### Problem details:
Write the listing below out again exactly, dropping the images.

>> begin Dataset excerpt

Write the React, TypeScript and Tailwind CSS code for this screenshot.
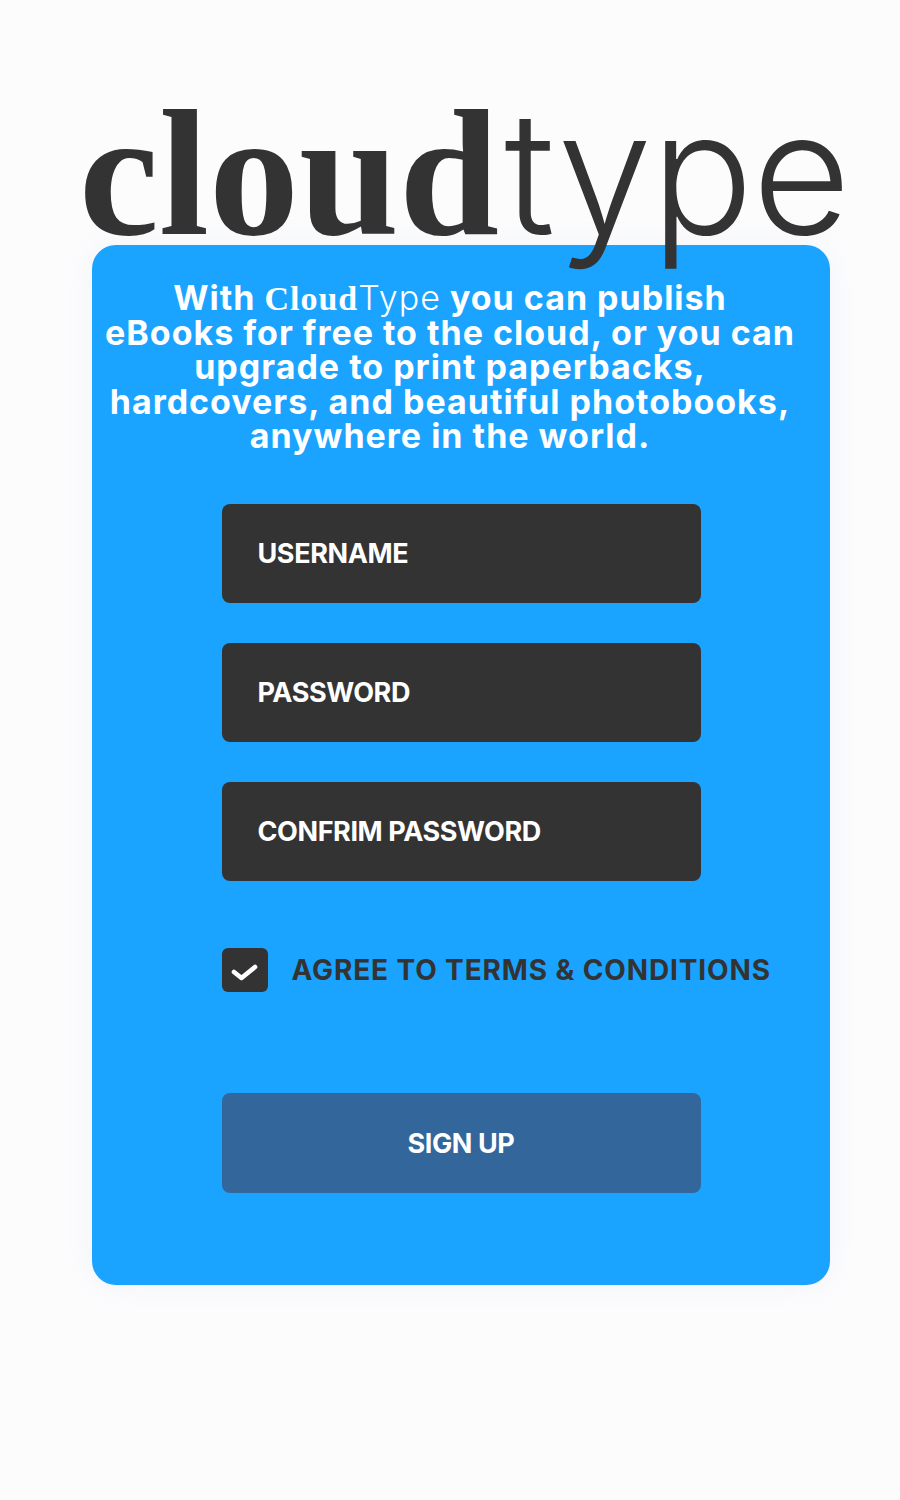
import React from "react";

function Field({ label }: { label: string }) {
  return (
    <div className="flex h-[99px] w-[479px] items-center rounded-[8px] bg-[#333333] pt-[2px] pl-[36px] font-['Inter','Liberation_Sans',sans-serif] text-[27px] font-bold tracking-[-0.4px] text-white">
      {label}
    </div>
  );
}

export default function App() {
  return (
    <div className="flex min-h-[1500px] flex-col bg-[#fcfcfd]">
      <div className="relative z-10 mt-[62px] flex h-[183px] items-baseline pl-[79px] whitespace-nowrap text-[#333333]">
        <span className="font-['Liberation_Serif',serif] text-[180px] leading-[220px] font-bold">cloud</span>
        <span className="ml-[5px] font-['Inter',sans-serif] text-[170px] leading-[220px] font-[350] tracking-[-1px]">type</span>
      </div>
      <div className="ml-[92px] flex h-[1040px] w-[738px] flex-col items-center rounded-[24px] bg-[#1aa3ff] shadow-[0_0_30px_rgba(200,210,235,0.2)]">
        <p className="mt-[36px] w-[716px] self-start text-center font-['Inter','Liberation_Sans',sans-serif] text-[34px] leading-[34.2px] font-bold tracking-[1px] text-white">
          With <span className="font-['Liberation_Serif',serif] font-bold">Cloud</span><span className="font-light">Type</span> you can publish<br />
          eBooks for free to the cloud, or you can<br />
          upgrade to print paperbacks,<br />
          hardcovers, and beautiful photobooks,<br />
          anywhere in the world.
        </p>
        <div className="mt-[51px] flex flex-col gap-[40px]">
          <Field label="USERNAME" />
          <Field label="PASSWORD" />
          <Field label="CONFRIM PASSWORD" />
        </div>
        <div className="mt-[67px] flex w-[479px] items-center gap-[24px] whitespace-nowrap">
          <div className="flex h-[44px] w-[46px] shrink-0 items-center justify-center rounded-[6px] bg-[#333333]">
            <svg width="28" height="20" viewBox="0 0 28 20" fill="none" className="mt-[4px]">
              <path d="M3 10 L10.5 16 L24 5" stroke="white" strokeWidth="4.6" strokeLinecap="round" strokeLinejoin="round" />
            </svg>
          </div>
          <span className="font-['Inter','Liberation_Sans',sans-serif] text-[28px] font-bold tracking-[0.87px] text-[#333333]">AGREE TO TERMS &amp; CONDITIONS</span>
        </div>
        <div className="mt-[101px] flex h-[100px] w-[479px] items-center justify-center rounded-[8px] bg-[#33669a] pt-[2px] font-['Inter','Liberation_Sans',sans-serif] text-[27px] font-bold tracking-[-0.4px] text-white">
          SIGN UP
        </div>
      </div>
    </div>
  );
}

>> end Dataset excerpt

### Right answer:
Write the React, TypeScript and Tailwind CSS code for this screenshot.
import React from "react";

function Field({ label }: { label: string }) {
  return (
    <div className="flex h-[99px] w-[479px] items-center rounded-[8px] bg-[#333333] pt-[2px] pl-[36px] font-['Inter','Liberation_Sans',sans-serif] text-[27px] font-bold tracking-[-0.4px] text-white">
      {label}
    </div>
  );
}

export default function App() {
  return (
    <div className="flex min-h-[1500px] flex-col bg-[#fcfcfd]">
      <div className="relative z-10 mt-[62px] flex h-[183px] items-baseline pl-[79px] whitespace-nowrap text-[#333333]">
        <span className="font-['Liberation_Serif',serif] text-[180px] leading-[220px] font-bold">cloud</span>
        <span className="ml-[5px] font-['Inter',sans-serif] text-[170px] leading-[220px] font-[350] tracking-[-1px]">type</span>
      </div>
      <div className="ml-[92px] flex h-[1040px] w-[738px] flex-col items-center rounded-[24px] bg-[#1aa3ff] shadow-[0_0_30px_rgba(200,210,235,0.2)]">
        <p className="mt-[36px] w-[716px] self-start text-center font-['Inter','Liberation_Sans',sans-serif] text-[34px] leading-[34.2px] font-bold tracking-[1px] text-white">
          With <span className="font-['Liberation_Serif',serif] font-bold">Cloud</span><span className="font-light">Type</span> you can publish<br />
          eBooks for free to the cloud, or you can<br />
          upgrade to print paperbacks,<br />
          hardcovers, and beautiful photobooks,<br />
          anywhere in the world.
        </p>
        <div className="mt-[51px] flex flex-col gap-[40px]">
          <Field label="USERNAME" />
          <Field label="PASSWORD" />
          <Field label="CONFRIM PASSWORD" />
        </div>
        <div className="mt-[67px] flex w-[479px] items-center gap-[24px] whitespace-nowrap">
          <div className="flex h-[44px] w-[46px] shrink-0 items-center justify-center rounded-[6px] bg-[#333333]">
            <svg width="28" height="20" viewBox="0 0 28 20" fill="none" className="mt-[4px]">
              <path d="M3 10 L10.5 16 L24 5" stroke="white" strokeWidth="4.6" strokeLinecap="round" strokeLinejoin="round" />
            </svg>
          </div>
          <span className="font-['Inter','Liberation_Sans',sans-serif] text-[28px] font-bold tracking-[0.87px] text-[#333333]">AGREE TO TERMS &amp; CONDITIONS</span>
        </div>
        <div className="mt-[101px] flex h-[100px] w-[479px] items-center justify-center rounded-[8px] bg-[#33669a] pt-[2px] font-['Inter','Liberation_Sans',sans-serif] text-[27px] font-bold tracking-[-0.4px] text-white">
          SIGN UP
        </div>
      </div>
    </div>
  );
}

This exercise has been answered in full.